Bridging Business and Transformation

South Africa’s business landscape demands more than profit—it demands transformation, inclusivity, and meaningful upliftment. The SDF sits at the crossroads of business needs and national imperatives. Through learnerships, internships, and training programmes, they help companies meet compliance targets and create real impact—especially in addressing youth unemployment.

Undervalued, Yet Mission-Critical

Despite their importance, many SDFs face:

  • Last-minute requests with unrealistic deadlines.
  • A lack of decision-making power.
  • Limited access to executives or budgetary planning.
  • Being treated as compliance clerks, not strategic contributors.

This needs to change.

Recognising the SDF as a key player—not a peripheral function—can improve the quality of your skills planning, drive ROI from training budgets, and strengthen your position in audits and verifications.

What Can Employers Do?

  1. Include your SDF in strategic planning meetings.
    They need to understand the bigger picture to align training with it.
  2. Invest in their development.
    Just like any specialist, SDFs benefit from ongoing learning about legislation, trends, and industry needs.
  3. Acknowledge their wins.
    Whether it’s securing a discretionary grant or rolling out a successful learnership—celebrate it.

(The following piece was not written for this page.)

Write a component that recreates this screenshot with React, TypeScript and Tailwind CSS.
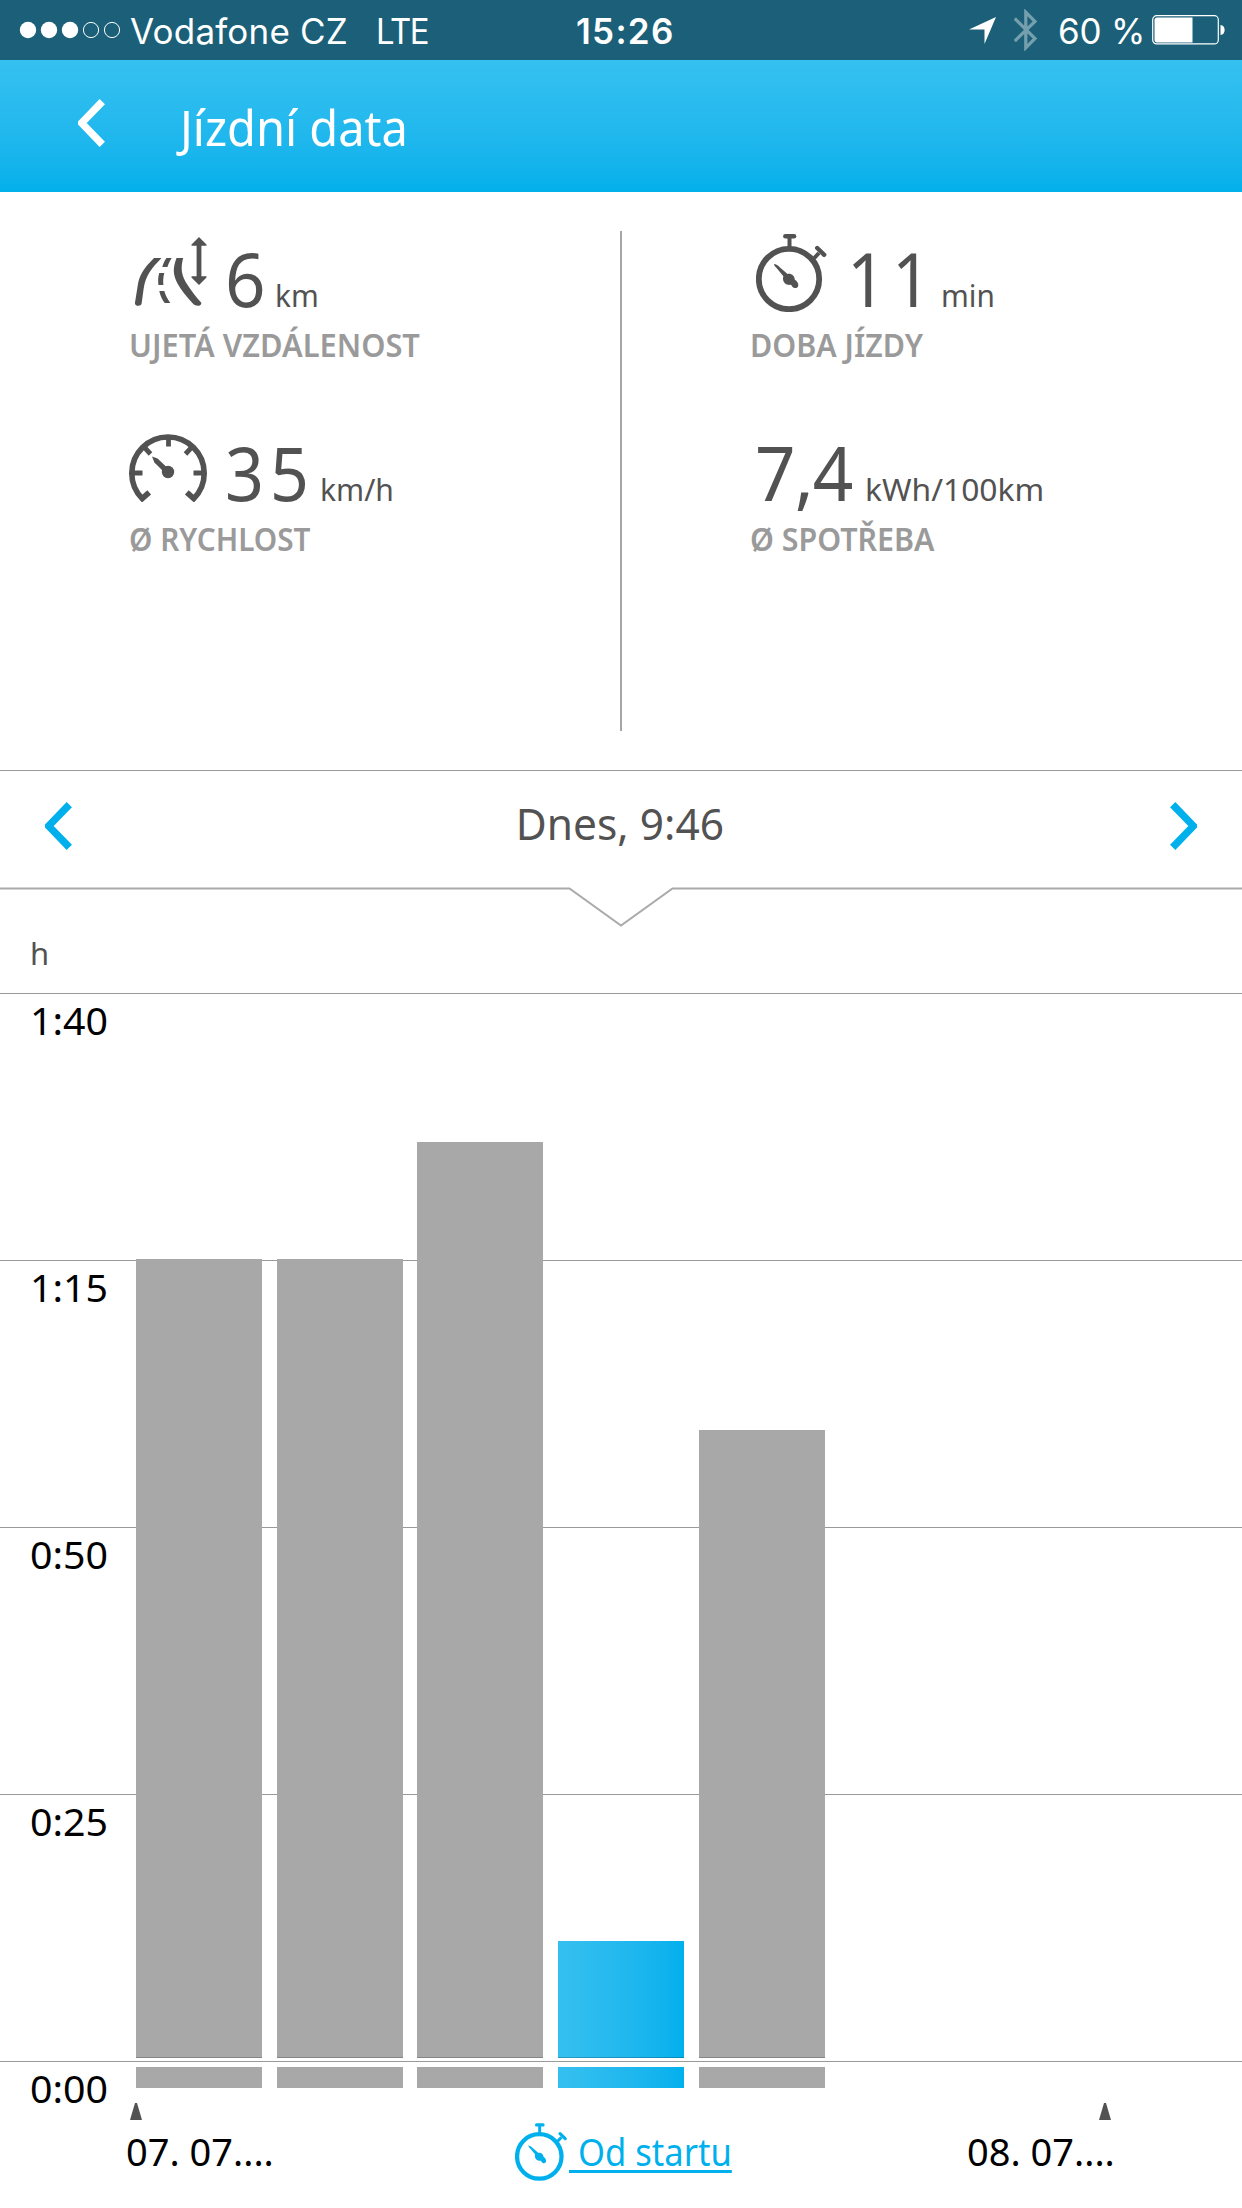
import type { ReactNode } from "react";

const bars = [
    { height: 799, className: "ml-0 bg-[#a8a8a8]" },
    { height: 799, className: "ml-[15px] bg-[#a8a8a8]" },
    { height: 916, className: "ml-[14px] bg-[#a8a8a8]" },
    { height: 117, className: "ml-[15px] bg-linear-to-r from-[#35c0ef] to-[#00b0ed]" },
    { height: 628, className: "ml-[15px] bg-[#a8a8a8]" },
];

const ticks = ["1:40", "1:15", "0:50", "0:25", "0:00"];

function Chevron({ className }: { className: string }) {
    return (
        <svg viewBox="0 0 27 48" className={className}>
            <path d="M24.3 2.7 3.6 24l20.7 21.3" fill="none" stroke="currentColor" strokeWidth="7.4" />
        </svg>
    );
}

function StopwatchIcon({ className }: { className: string }) {
    return (
        <svg viewBox="0 0 72 78" className={className} fill="none" stroke="currentColor">
            <circle cx="33" cy="45" r="30.2" strokeWidth="5.8" />
            <path d="M33.5 3v10" strokeWidth="4" />
            <path d="M29.3 2.2h8.8" strokeWidth="4.4" strokeLinecap="round" />
            <path d="M56.5 26l6.5-7" strokeWidth="4" />
            <path d="M61.2 14l7 6.8" strokeWidth="4.4" strokeLinecap="round" />
            <path d="M18 30c2 0 4 1.500 6 3.500l7.500 6.500c4-.8 7.200 2 7.200 5.400 2.300 1.600 3.800 3.600 3.600 6-.3 2.200-2.500 3.300-4.500 2.400-1.400-.6-2-2-2.800-3-4.300.7-8-1.700-8-6.300 0-.9.100-1.600.4-2.200l-6.400-7.800c-1.600-1.800-3-3-3-4.500z" fill="currentColor" stroke="none" />
        </svg>
    );
}

function RoadIcon({ className }: { className: string }) {
    return (
        <svg viewBox="0 0 72 69" className={className} fill="currentColor">
            <path d="M19 21H26.500C17 31 10.500 38 8.600 52l-1.900 14c-.2 2-1.200 2.700-3.400 2.700C.8 68.700-.3 67.500 0 65.500L2.500 50C4 38 9 31 19 21z" />
            <path d="M41.500 21h6.700c-2.700 10-2.200 17 4.400 27 4 6.300 8.500 12 13.300 17.200 1.100 1.600-.2 3.500-2.700 3.500-3 0-4-.7-6-3C51 59 46 53 42.500 46.500c-5-9.500-4.500-16-1-25.500z" />
            <path d="M31.500 21h5.200c-2 3.300-3.200 5.800-4.300 9h-5.100c1-3.600 2.200-6.200 4.200-9zM24.200 36h5.100c-1.100 4-1.300 8-.9 12h-5c-.5-4.500-.3-8 .8-12zM24.300 54h5c1.300 4.500 3.200 8 6 12h-5.600c-2.800-3.800-4.500-7.400-5.400-12z" />
            <path d="M64 0l7.500 7.500v1.300h-5.100v30.400h5.100v1.300L64 48l-7.500-7.500v-1.300h5.100V8.800h-5.100V7.500z" />
        </svg>
    );
}

function SpeedIcon({ className }: { className: string }) {
    return (
        <svg viewBox="0 0 78 69" className={className} fill="none" stroke="currentColor">
            <path d="M20.200 59.300l-7 6.300A36.200 36.200 0 1 1 64.800 65.600l-7-6.300" strokeWidth="5.600" />
            <path d="M39.500 5v8.500M15.500 14.500l6 6.500M62.500 14.500l-6 6.500M5 40h8.500M64.500 40H73" strokeWidth="4.800" />
            <circle cx="39" cy="39" r="6.200" fill="currentColor" stroke="none" />
            <path d="M23 23.500l5.500 2 12 11.300-3.800 4L25.400 29.500z" fill="currentColor" stroke="none" />
        </svg>
    );
}

function Stat({ icon, value, unit, label }: { icon?: ReactNode; value: ReactNode; unit: ReactNode; label: ReactNode }) {
    return (
        <div className="h-[194px]">
            <div className="flex h-[90px] text-[#525252]">
                {icon}
                <div className="flex items-baseline">
                    <span className="text-[74px] leading-[89px]">{value}</span>
                    <span className="text-[31px]">{unit}</span>
                </div>
            </div>
            <div className="mt-px text-[32px] leading-10 font-semibold whitespace-nowrap text-[#9a9a9a]">
                {label}
            </div>
        </div>
    );
}

function StatusBar() {
    return (
        <div className="flex h-[60px] items-center bg-[#1b6078] font-[Inter,sans-serif] text-[35px] whitespace-pre text-white">
            <svg viewBox="0 0 104 18" className="ml-[19px] h-[18px] w-[104px]" fill="currentColor">
                <circle cx="9" cy="9" r="8.2" />
                <circle cx="30" cy="9" r="8.2" />
                <circle cx="51" cy="9" r="8.2" />
                <circle cx="72" cy="9" r="7.6" fill="none" stroke="currentColor" />
                <circle cx="93" cy="9" r="7.6" fill="none" stroke="currentColor" />
            </svg>
            <span className="ml-[7px] w-[246px] pt-[2px] tracking-[0.2px]">Vodafone CZ</span>
            <span className="w-[200px] origin-left scale-x-[0.94] pt-[2px] tracking-[-1.5px]">LTE</span>
            <span className="w-[393px] pt-[2px] font-semibold tracking-[1.3px]">15:26</span>
            <svg viewBox="0 0 27 27" className="h-[27px] w-[27px]" fill="currentColor">
                <path d="M27 0 15.5 27V12.500H0z" />
            </svg>
            <svg viewBox="0 0 23 42" className="ml-[18px] h-[42px] w-[23px] opacity-40" fill="none" stroke="currentColor" strokeWidth="3.2">
                <path d="M.8 9.500 21 29.500l-9.200 9.300V3.200L21 12.500.8 32" />
            </svg>
            <span className="ml-[21px] w-[94px] pt-[2px] tracking-[-0.2px]">60 %</span>
            <svg viewBox="0 0 74 30" className="h-[30px] w-[74px]" fill="none" stroke="currentColor">
                <rect x=".7" y=".7" width="65.6" height="28.2" rx="4" strokeWidth="1.2" />
                <path d="M2.500 5c0-1.500 1-2.500 2.500-2.500h35.500v25H5C3.500 27.500 2.500 26.500 2.500 25z" fill="currentColor" stroke="none" />
                <path d="M68.500 10c5.500 0 5.500 10 0 10z" fill="currentColor" stroke="none" />
            </svg>
        </div>
    );
}

export default function App() {
    return (
        <div className="h-[2208px] w-[1242px] overflow-hidden bg-white font-['Noto_Sans',sans-serif]">
            <StatusBar />

            <header className="flex h-[132px] items-center bg-linear-to-b from-[#35c1f0] to-[#02b0eb] text-white">
                <Chevron className="mb-[6px] ml-[78px] h-12 w-[27px]" />
                <h1 className="ml-[75px] origin-left scale-x-[0.94] pt-[3px] text-[50px]">Jízdní data</h1>
            </header>

            {/* Trip summary */}
            <section className="flex h-[578px]">
                <div className="w-[620px] pt-[42px] pl-[129px]">
                    <Stat
                        icon={<RoadIcon className="mt-[3px] mr-[18px] ml-[6px] h-[69px] w-[72px]" />}
                        value={<span className="inline-block w-[50px] origin-left scale-x-[0.96]">6</span>}
                        unit={<span className="inline-block origin-left scale-x-[0.96]">km</span>}
                        label={<span className="inline-block origin-left scale-x-[0.963]">UJETÁ VZDÁLENOST</span>}
                    />
                    <Stat
                        icon={<SpeedIcon className="mt-[5px] mr-[18px] h-[69px] w-[78px]" />}
                        value={<span className="inline-block w-[95px] origin-left scale-x-[0.92] tracking-[6.5px]">35</span>}
                        unit={<span className="inline-block origin-left scale-x-[0.97]">km/h</span>}
                        label={<span className="inline-block origin-left scale-x-[0.93]">Ø RYCHLOST</span>}
                    />
                </div>
                <div className="mt-[39px] h-[500px] w-[2px] bg-[#a6a6a6]" />
                <div className="pt-[42px] pl-[128px]">
                    <Stat
                        icon={<StopwatchIcon className="mr-[19px] ml-[6px] h-[78px] w-[72px]" />}
                        value={<span className="inline-block w-[94px] origin-left scale-x-[0.92] tracking-[6.5px]">11</span>}
                        unit={<span className="inline-block origin-left scale-x-[0.96]">min</span>}
                        label={<span className="inline-block origin-left scale-x-[0.95]">DOBA JÍZDY</span>}
                    />
                    <Stat
                        value={<span className="ml-[5px] inline-block w-[110px] origin-left scale-x-[0.96] tracking-[-1px]">7,4</span>}
                        unit={<span className="inline-block origin-left scale-x-[1.025]">kWh/100km</span>}
                        label={<span className="inline-block origin-left scale-x-[0.95]">Ø SPOTŘEBA</span>}
                    />
                </div>
            </section>

            {/* Trip picker */}
            <nav className="flex h-[116px] items-center justify-between border-t border-[#999] pr-[45px] pl-[45px] text-[#00b0ed]">
                <Chevron className="mb-[6px] h-12 w-[27px]" />
                <span className="mr-[2px] mb-[11px] scale-x-[0.965] text-[44px] text-[#525252]">Dnes, 9:46</span>
                <Chevron className="mb-[6px] h-12 w-[27px] rotate-180" />
            </nav>
            <svg viewBox="0 0 1242 42" className="block h-[42px] w-full" fill="none" stroke="#aaa" strokeWidth="2">
                <path d="M0 2.500h569.500L621 39.500l51.500-37H1242" />
            </svg>
            <div className="h-[65px] pl-[30px] text-[31px] leading-[50px] text-[#525252]">h</div>

            {/* Chart */}
            <section className="grid text-[38px]">
                <div className="[grid-area:1/1]">
                    {ticks.map((tick) => (
                        <div key={tick} className="h-[267px] border-t border-[#999] pt-[6px] pl-[30px] leading-10 last:h-[147px]">
                            <span className="inline-block origin-left scale-x-[1.035]">{tick}</span>
                        </div>
                    ))}
                </div>
                <div className="z-10 [grid-area:1/1]">
                    <div className="flex h-[1095px] items-end pl-[136px]">
                        {bars.map((bar, i) => (
                            <div key={i} className="flex flex-col">
                                <div className={`${bar.className} w-[126px] border-b border-black/20`} style={{ height: bar.height }} />
                                <div className={`${bar.className} mt-[9px] h-[21px] w-[126px]`} />
                            </div>
                        ))}
                    </div>
                    <div className="flex h-8 items-end justify-between pr-[131px] pl-[130px] text-[#525252]">
                        <svg viewBox="0 0 12 17" className="h-[17px] w-3" fill="currentColor">
                            <path d="M5 0h2l5 17H0z" />
                        </svg>
                        <svg viewBox="0 0 12 17" className="h-[17px] w-3" fill="currentColor">
                            <path d="M5 0h2l5 17H0z" />
                        </svg>
                    </div>
                    <div className="flex h-[63px] items-center pl-[126px]">
                        <span className="w-[389px]">07. 07....</span>
                        <StopwatchIcon className="h-[60px] w-[53px] text-[#00b0ed]" />
                        <a className="ml-px w-[398px] origin-left scale-x-[0.91] whitespace-pre text-[#00b0ed] underline decoration-[3px] underline-offset-[4px]">
                            {" Od startu"}
                        </a>
                        <span>08. 07....</span>
                    </div>
                </div>
            </section>
        </div>
    );
}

Conclusion: Time to Shift the Narrative

If you’re an employer or HR leader, take a moment to rethink how you engage with your SDF. They are not just ticking boxes. They are building the bridge between compliance and competitiveness, between strategy and social impact.

It’s time to stop treating them as hidden heroes—and start seeing them as frontline champions of business transformation.